REQUIREMENTS
Select the lines that contain "React" and copy each of them.

DATA EXTRACT
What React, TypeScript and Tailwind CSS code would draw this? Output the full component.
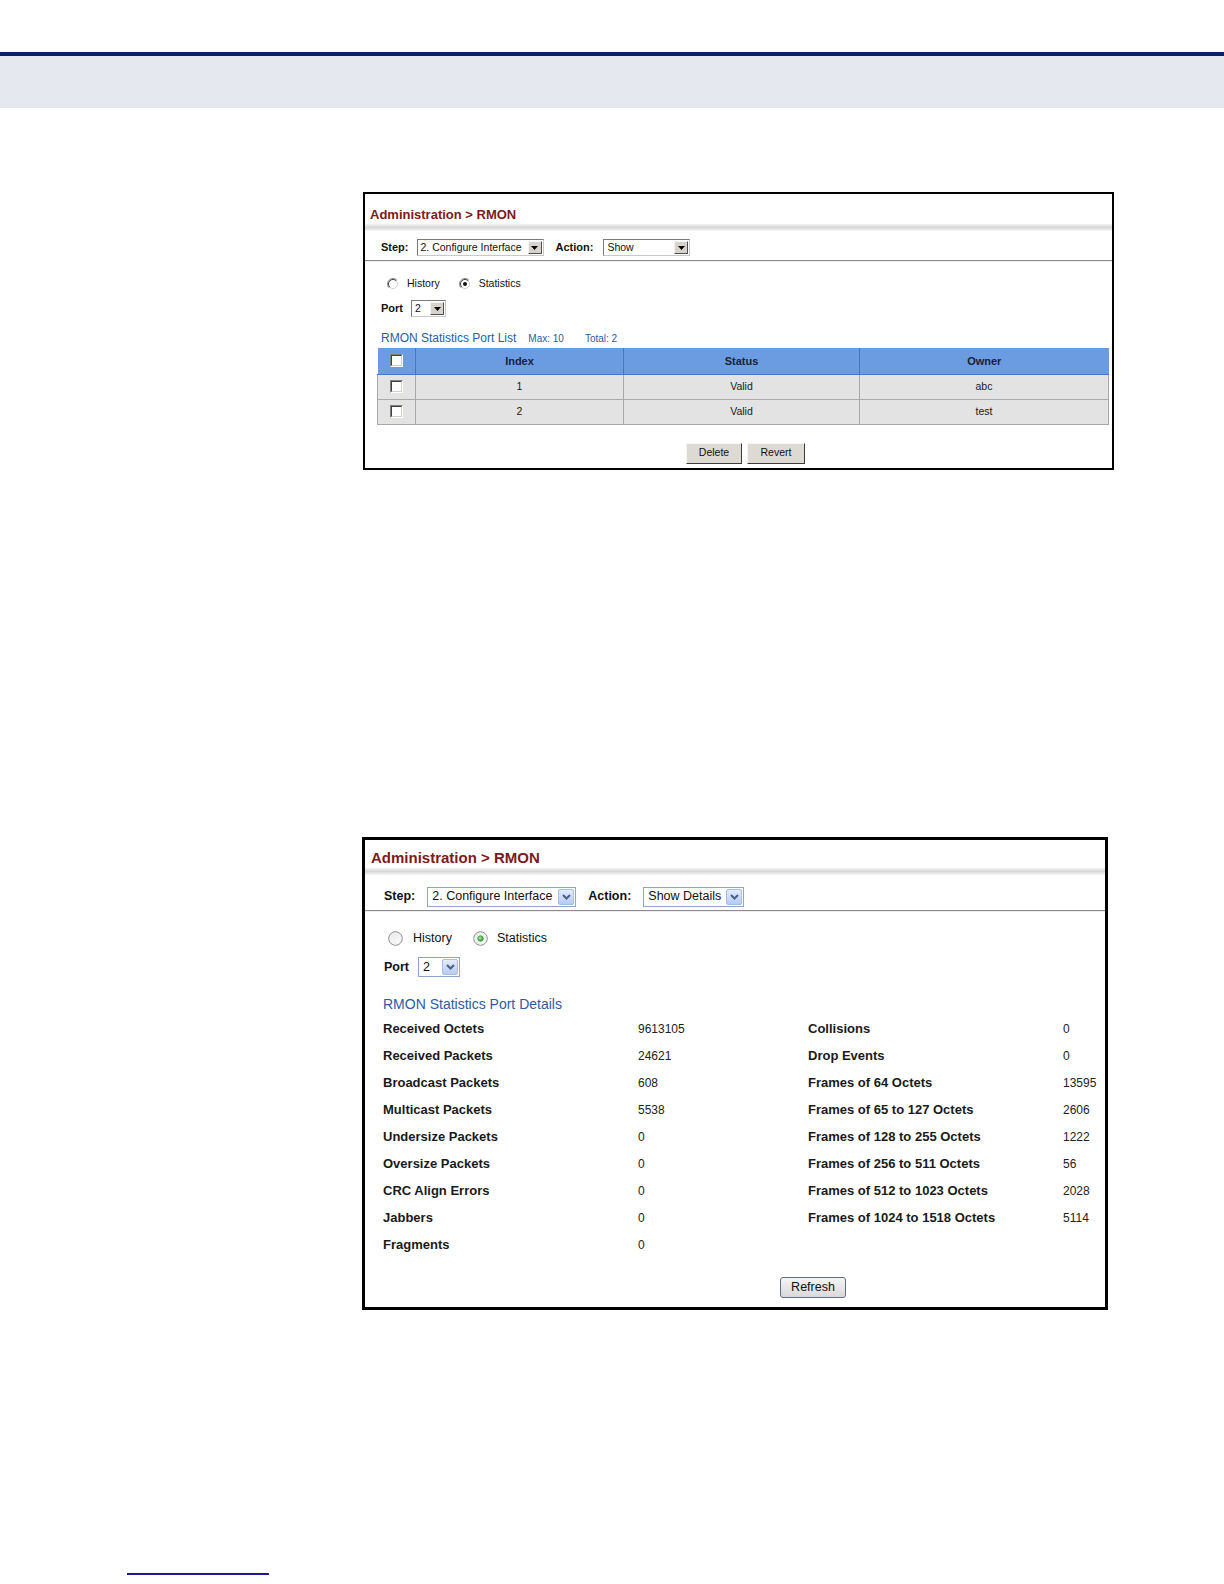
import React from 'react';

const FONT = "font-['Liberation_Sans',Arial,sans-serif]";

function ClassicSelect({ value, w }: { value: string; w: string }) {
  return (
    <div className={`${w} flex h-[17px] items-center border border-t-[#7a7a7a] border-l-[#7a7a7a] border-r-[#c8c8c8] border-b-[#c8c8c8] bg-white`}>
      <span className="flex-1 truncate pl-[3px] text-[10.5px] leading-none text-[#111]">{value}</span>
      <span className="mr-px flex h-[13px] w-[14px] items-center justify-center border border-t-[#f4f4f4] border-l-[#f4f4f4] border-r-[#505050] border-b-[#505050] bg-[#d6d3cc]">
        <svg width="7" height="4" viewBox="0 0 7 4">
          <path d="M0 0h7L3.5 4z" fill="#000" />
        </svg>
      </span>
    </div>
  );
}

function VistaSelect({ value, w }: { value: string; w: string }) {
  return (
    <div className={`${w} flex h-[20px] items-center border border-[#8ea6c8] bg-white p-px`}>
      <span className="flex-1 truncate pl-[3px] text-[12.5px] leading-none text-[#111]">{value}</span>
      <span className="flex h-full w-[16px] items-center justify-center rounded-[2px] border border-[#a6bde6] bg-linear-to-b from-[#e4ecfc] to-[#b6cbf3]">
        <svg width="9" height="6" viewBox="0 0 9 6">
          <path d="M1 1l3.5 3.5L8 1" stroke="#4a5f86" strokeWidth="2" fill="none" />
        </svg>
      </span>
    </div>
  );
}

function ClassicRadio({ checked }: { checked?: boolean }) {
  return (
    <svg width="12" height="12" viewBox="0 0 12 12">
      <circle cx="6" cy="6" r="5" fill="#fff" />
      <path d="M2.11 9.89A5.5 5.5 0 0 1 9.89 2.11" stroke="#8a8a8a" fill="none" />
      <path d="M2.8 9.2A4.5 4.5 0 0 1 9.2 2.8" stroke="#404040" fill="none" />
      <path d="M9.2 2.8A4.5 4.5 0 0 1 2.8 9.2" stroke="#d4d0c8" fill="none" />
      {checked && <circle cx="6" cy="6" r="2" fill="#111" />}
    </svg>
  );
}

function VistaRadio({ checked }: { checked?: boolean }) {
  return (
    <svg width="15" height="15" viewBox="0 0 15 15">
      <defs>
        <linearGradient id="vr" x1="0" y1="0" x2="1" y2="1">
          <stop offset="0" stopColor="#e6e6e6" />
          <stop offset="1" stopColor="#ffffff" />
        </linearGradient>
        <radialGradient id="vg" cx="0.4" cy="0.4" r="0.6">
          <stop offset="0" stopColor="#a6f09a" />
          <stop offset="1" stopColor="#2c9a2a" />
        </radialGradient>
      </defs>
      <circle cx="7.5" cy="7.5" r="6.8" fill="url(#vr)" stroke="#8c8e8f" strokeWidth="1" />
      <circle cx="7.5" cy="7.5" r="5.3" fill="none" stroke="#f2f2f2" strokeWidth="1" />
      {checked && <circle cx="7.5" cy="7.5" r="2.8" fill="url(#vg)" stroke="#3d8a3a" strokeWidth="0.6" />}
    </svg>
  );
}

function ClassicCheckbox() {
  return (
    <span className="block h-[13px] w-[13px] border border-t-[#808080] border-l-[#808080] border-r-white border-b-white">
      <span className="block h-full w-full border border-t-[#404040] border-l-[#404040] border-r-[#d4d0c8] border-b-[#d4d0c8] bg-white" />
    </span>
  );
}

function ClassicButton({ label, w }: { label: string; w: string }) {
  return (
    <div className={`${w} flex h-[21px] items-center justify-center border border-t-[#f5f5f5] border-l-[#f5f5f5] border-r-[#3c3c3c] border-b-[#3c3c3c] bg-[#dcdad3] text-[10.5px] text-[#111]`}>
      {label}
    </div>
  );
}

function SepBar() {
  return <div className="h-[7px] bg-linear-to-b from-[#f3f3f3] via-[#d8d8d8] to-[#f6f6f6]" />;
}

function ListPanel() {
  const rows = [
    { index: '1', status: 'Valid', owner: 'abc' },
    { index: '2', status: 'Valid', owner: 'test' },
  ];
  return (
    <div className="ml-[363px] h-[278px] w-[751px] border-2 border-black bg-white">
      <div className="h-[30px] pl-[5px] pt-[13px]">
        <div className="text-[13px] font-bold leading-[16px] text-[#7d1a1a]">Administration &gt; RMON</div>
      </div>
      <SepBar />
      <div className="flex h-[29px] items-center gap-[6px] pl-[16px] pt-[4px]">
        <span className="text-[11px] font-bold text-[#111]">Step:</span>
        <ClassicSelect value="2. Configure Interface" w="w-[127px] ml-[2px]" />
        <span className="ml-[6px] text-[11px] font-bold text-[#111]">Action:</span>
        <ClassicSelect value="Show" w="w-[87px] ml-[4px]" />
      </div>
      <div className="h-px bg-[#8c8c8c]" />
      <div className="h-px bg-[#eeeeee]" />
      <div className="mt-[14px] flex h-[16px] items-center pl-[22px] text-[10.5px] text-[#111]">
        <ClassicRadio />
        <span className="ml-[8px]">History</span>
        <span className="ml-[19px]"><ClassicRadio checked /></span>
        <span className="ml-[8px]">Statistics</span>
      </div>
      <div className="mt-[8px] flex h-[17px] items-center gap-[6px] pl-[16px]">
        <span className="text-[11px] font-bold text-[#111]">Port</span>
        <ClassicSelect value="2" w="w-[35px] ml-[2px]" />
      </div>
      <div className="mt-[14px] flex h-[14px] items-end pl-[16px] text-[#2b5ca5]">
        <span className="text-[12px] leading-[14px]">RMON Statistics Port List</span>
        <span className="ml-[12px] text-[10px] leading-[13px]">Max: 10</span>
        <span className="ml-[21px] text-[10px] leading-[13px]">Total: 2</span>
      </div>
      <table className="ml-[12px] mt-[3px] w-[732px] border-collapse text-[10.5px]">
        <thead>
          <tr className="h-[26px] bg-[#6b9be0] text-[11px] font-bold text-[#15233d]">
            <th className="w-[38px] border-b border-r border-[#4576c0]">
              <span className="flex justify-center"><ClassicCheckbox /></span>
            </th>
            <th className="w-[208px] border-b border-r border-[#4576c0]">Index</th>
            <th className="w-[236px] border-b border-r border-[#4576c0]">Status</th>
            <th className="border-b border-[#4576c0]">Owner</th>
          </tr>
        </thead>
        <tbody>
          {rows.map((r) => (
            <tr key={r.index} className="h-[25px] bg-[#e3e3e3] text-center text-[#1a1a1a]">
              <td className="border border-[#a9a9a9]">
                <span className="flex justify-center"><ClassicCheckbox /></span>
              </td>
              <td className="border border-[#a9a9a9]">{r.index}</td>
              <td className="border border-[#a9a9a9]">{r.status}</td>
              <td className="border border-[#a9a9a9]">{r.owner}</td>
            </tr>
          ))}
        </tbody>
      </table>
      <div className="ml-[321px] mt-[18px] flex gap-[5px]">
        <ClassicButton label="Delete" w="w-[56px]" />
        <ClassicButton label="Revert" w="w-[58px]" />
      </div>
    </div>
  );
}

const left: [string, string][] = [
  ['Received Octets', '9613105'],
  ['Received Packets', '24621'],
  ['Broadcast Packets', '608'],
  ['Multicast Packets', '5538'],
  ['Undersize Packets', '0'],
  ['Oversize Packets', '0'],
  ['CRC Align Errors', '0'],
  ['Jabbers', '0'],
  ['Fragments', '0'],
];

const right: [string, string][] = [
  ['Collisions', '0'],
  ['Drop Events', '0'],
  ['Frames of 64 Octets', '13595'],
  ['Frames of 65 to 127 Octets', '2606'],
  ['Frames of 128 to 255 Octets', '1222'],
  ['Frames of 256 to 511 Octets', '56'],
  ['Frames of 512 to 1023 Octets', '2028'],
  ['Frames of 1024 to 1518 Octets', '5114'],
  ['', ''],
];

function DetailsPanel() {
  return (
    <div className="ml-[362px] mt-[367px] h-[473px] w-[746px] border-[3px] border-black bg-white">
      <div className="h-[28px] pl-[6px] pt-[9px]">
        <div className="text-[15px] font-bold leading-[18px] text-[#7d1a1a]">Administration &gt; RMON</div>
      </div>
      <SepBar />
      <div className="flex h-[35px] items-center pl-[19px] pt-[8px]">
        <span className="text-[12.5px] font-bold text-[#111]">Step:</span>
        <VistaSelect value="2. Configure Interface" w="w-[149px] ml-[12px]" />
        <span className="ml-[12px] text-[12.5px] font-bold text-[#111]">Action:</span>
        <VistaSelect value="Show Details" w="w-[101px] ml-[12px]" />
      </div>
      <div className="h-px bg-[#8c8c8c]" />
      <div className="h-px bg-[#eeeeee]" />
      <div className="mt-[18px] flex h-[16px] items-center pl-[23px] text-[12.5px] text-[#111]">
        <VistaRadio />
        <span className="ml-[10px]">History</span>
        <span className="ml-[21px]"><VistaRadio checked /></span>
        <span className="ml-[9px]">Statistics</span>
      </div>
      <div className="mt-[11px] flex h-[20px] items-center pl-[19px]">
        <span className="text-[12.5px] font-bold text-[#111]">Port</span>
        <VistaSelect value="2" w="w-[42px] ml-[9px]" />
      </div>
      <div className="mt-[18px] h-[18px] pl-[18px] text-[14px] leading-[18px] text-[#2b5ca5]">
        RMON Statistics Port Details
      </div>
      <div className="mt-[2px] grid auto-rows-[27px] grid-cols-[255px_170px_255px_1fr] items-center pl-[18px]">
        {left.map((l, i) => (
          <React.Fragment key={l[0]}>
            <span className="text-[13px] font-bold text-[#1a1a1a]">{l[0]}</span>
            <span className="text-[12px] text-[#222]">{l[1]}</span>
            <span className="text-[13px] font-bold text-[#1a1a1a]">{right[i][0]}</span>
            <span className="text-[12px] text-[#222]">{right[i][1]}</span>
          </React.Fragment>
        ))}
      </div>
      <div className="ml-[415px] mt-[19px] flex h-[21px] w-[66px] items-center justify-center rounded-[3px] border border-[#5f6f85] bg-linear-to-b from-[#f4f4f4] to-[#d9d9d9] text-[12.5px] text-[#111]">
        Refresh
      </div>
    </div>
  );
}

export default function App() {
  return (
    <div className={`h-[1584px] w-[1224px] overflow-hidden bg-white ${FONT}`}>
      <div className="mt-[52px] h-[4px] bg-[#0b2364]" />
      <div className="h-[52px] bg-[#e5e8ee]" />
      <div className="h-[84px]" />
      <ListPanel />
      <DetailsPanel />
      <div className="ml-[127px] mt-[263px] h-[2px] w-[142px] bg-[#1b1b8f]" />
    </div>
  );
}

FULL OUTPUT
What React, TypeScript and Tailwind CSS code would draw this? Output the full component.
import React from 'react';
          <React.Fragment key={l[0]}>
          </React.Fragment>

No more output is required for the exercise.